- Stated problem -
Single out each line with the word "page" and copy it.

- Information provided -

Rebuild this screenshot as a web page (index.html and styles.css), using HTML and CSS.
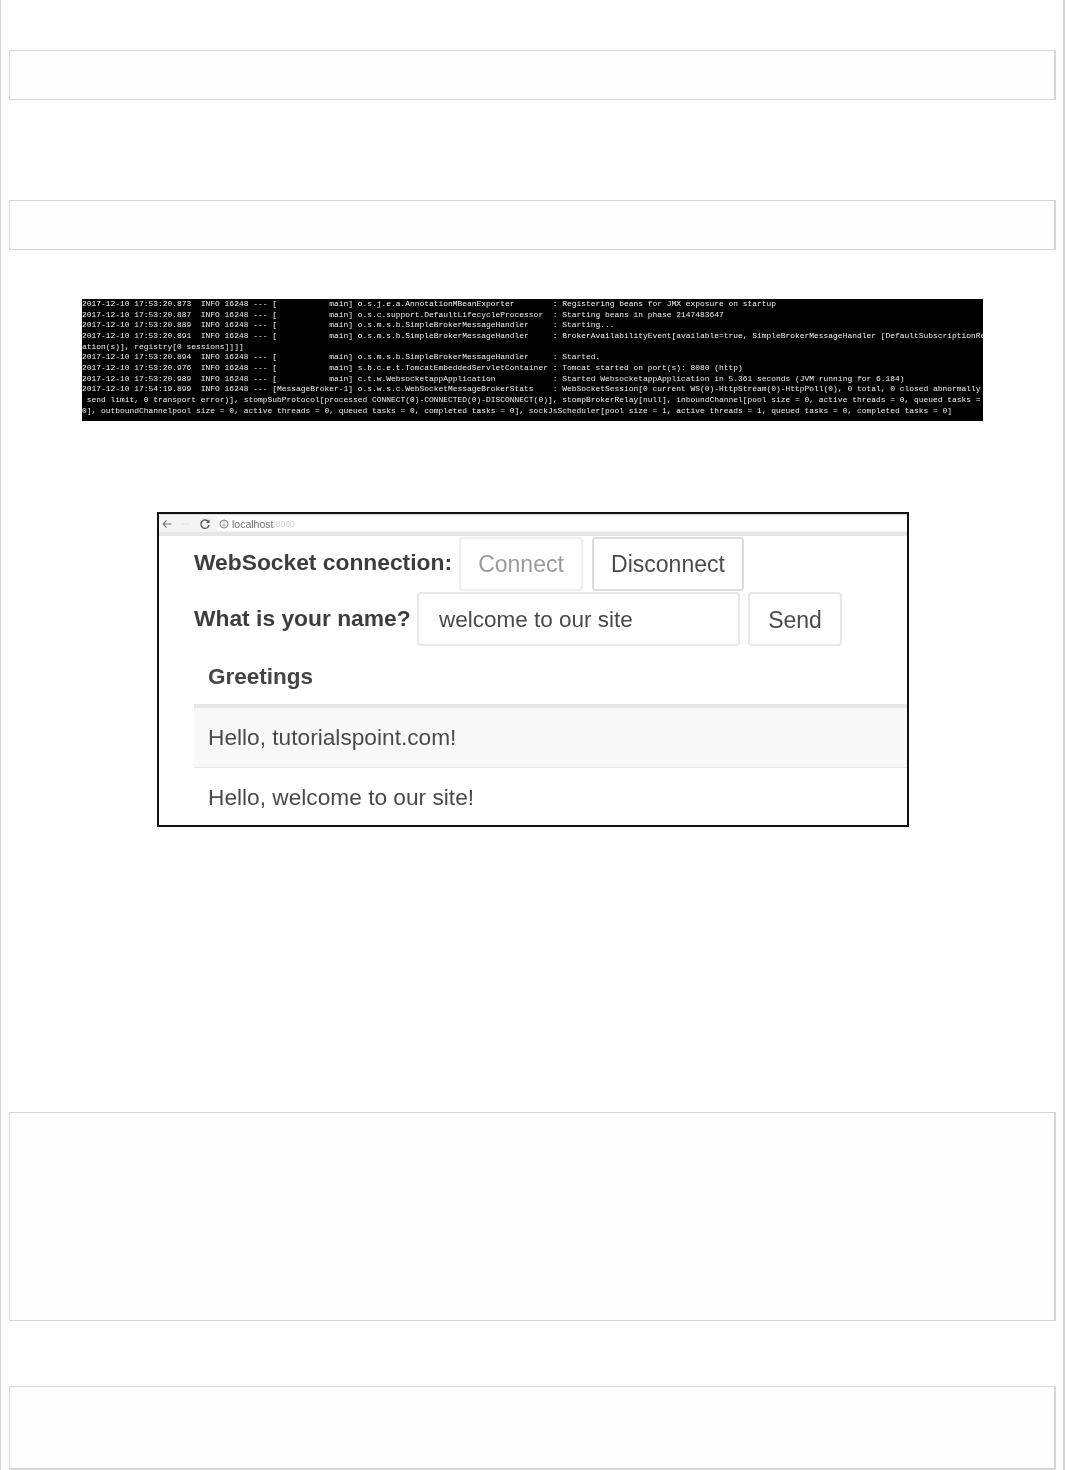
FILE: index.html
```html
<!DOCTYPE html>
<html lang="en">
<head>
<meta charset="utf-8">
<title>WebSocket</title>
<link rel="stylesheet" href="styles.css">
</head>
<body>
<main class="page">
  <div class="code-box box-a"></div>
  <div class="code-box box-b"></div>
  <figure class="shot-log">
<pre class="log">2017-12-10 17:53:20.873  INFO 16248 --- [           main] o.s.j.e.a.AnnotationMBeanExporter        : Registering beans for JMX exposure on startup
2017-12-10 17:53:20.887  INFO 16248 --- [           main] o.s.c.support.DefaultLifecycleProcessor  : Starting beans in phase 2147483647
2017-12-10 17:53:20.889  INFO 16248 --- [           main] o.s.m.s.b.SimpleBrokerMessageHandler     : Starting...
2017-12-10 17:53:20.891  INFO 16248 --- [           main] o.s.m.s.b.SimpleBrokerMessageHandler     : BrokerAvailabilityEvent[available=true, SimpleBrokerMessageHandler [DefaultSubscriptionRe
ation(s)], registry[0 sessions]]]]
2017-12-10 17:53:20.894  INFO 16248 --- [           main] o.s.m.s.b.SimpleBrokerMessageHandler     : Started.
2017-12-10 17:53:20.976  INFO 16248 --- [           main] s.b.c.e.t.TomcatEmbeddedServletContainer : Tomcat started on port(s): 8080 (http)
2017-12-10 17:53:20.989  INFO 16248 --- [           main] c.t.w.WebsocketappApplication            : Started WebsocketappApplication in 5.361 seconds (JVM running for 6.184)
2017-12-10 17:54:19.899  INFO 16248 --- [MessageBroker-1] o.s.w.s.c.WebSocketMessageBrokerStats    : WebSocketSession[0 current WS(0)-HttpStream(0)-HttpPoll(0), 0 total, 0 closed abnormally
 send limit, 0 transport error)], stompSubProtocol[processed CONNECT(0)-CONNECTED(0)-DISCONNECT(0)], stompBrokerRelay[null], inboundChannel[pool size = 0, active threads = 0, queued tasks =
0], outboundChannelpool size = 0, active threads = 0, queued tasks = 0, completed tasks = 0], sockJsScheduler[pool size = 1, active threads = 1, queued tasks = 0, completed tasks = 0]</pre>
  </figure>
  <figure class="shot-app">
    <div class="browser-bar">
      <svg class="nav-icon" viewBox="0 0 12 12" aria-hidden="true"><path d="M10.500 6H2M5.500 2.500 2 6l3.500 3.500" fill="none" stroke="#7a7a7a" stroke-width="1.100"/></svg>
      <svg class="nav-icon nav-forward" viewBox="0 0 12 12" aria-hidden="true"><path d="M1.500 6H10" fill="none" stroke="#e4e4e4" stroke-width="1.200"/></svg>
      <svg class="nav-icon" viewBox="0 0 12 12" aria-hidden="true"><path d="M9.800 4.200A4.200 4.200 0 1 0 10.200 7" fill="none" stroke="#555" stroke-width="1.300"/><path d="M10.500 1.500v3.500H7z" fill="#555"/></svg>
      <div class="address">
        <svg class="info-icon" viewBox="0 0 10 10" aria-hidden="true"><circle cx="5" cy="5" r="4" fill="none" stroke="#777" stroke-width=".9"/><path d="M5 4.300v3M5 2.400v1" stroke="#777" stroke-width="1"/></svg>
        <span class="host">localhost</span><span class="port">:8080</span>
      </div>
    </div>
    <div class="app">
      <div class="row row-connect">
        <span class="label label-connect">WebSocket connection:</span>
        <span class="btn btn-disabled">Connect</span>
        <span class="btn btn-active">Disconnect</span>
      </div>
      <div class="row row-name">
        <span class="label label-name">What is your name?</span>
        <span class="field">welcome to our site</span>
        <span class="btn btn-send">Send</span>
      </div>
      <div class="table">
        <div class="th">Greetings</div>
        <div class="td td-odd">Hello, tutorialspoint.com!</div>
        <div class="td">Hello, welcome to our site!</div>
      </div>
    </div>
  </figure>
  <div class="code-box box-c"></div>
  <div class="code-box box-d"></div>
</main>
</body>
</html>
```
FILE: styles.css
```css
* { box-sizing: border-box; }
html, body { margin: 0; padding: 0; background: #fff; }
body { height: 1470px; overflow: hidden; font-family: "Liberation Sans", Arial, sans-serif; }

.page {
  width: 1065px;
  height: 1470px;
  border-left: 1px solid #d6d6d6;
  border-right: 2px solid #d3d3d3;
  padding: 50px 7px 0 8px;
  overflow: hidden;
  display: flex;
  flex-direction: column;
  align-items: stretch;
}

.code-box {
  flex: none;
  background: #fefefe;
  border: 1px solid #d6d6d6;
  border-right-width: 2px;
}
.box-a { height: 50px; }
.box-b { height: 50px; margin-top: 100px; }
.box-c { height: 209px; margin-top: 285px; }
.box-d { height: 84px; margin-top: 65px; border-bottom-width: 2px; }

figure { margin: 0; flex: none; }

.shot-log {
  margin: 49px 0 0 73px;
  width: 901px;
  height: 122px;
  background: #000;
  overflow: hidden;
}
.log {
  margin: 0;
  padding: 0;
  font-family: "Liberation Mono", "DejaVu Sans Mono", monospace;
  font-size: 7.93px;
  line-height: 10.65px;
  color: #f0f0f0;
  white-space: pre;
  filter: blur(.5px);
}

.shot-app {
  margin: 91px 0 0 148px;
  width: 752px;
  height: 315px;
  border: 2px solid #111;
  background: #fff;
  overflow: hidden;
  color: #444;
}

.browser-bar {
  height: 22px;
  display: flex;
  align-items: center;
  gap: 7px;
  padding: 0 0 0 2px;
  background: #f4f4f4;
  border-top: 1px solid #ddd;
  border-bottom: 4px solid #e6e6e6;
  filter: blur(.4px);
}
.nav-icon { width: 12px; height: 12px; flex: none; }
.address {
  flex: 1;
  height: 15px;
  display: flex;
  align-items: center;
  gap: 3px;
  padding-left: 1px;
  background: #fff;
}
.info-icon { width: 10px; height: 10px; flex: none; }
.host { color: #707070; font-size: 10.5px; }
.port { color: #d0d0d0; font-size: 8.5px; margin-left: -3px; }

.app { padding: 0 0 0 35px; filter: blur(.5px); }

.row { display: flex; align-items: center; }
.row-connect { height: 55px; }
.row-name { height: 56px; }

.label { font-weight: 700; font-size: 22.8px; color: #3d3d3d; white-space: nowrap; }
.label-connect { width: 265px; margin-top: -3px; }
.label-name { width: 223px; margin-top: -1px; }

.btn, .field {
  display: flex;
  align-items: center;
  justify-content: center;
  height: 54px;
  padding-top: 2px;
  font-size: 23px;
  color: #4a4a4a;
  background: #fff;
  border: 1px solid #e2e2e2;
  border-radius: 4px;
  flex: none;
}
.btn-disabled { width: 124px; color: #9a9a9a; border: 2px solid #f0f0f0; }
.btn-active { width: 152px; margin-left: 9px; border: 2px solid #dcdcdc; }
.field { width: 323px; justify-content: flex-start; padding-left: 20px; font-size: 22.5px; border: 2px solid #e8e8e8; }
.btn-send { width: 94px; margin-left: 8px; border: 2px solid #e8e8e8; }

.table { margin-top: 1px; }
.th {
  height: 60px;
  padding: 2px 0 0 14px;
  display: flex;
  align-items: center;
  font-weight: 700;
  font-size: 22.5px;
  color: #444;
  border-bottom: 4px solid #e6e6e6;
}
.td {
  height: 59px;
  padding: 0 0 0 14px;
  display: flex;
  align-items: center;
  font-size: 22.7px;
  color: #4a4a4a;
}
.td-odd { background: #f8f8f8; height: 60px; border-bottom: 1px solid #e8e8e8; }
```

- Solved exercise -
Rebuild this screenshot as a web page (index.html and styles.css), using HTML and CSS.
<main class="page">
.page {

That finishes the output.